A volunteer association is working to take over operations at Jack London State Historic Park as the state inches closer to shutting down the popular Glen Ellen hiking and tourist destination.

The 1,800-acre park is not slated to close until July 1, 2012, but members of the Valley of the Moon Natural History Association expressed concern Thursday that park services could continue to be scaled back.

Jack London already is closed two days a week, and the park's only ranger, Deej Beane, is planning to retire Oct. 14.

"Our fear is that if the last remaining ranger goes away, perhaps there will be some adjustments to these service reductions, adding more days of closure," said Greg Hayes, president of the Valley of the Moon association and a retired Jack London park ranger.

A state parks spokesman on Thursday said he could not provide definitive answers on whether more service reductions are in store or if the park could close completely prior to next summer.

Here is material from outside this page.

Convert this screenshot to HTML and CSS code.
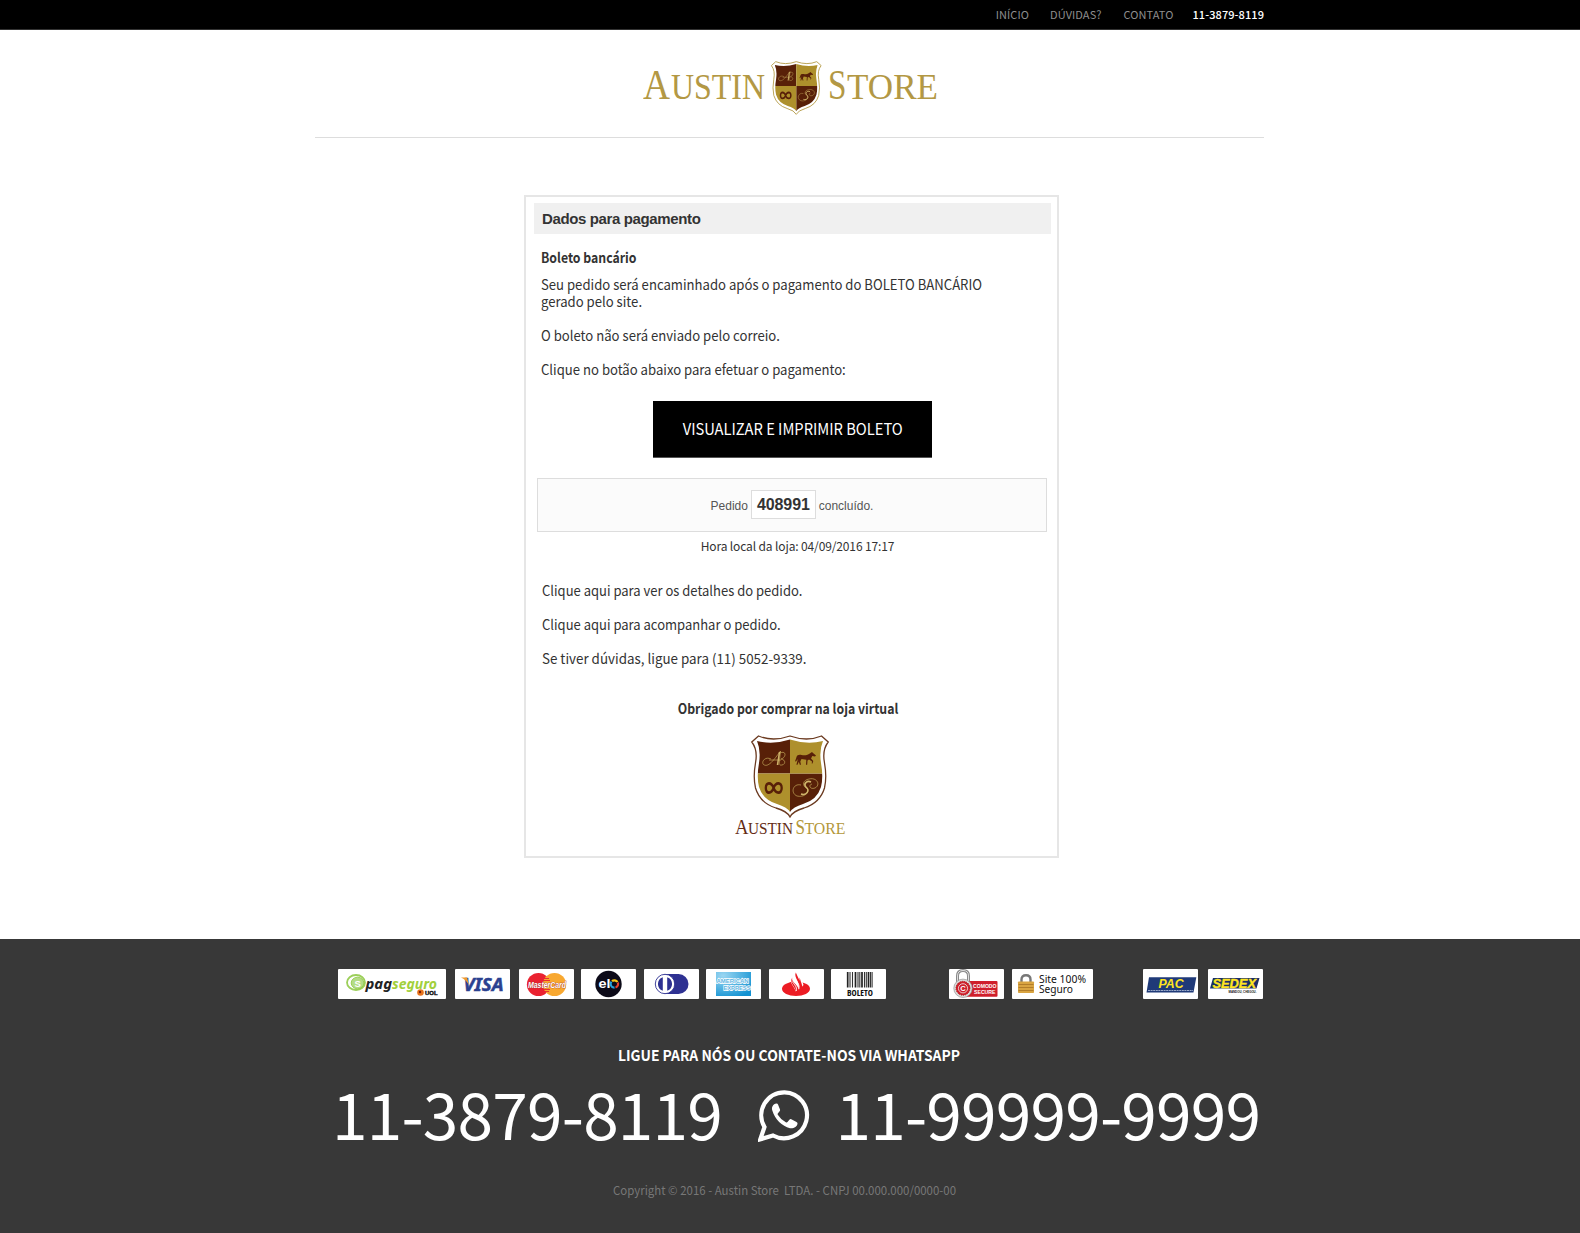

"It is hard to give hard and fast dates, because of the variables of retirements, movement of personnel between positions, funding emergencies and the like," he said.

The Valley of the Moon group sent a letter to State Parks Director Ruth Coleman stating the group's desire to run the facility. Hayes said he hopes the letter will buy the park some time as the association works to draft a proposal to operate it.

"We don't want a chain of events to get into place where they (the state) starts closing the park down before our proposal goes through," he said.

Stearns said Coleman is receptive to the association's plans.

"Absolutely," he said. "We welcome all interested parties to the table to enter into a discussion to find out if they are capable of operating a park."

He said the group will have to demonstrate that they are capable of handling operations, including maintenance, preservation and protection, and bookkeeping.

"They have to have some funding stream that can support their operation," he said.

Valley of the Moon members say they have a 34-year track record of working in Jack London, as well as at Sugarloaf Ridge State Park and Annadel State Park, both of which also are slated to close, although Annadel is one of 16 state parks that could earn a reprieve because they receive more than $287 million in federal money.

The state is planning to close 70 of California's 278 parks by July 1 next year to save $11 million this fiscal year and $22 million succeeding years.

Private sector and non-profit groups are lining up in the meantime with offers of help. A bill authored by Assemblyman Jared Huffman (D-San Rafael) that would allow such partnerships with non-profits received unanimous support Thursday from a key Senate finance committee.

The Valley of the Moon group also is considering submitting a proposal to operate Sugarloaf, about five miles north of Jack London.

Austin Creek State Recreation Area in Guerneville and Petaluma Adobe Historic State Park also are on the closure list.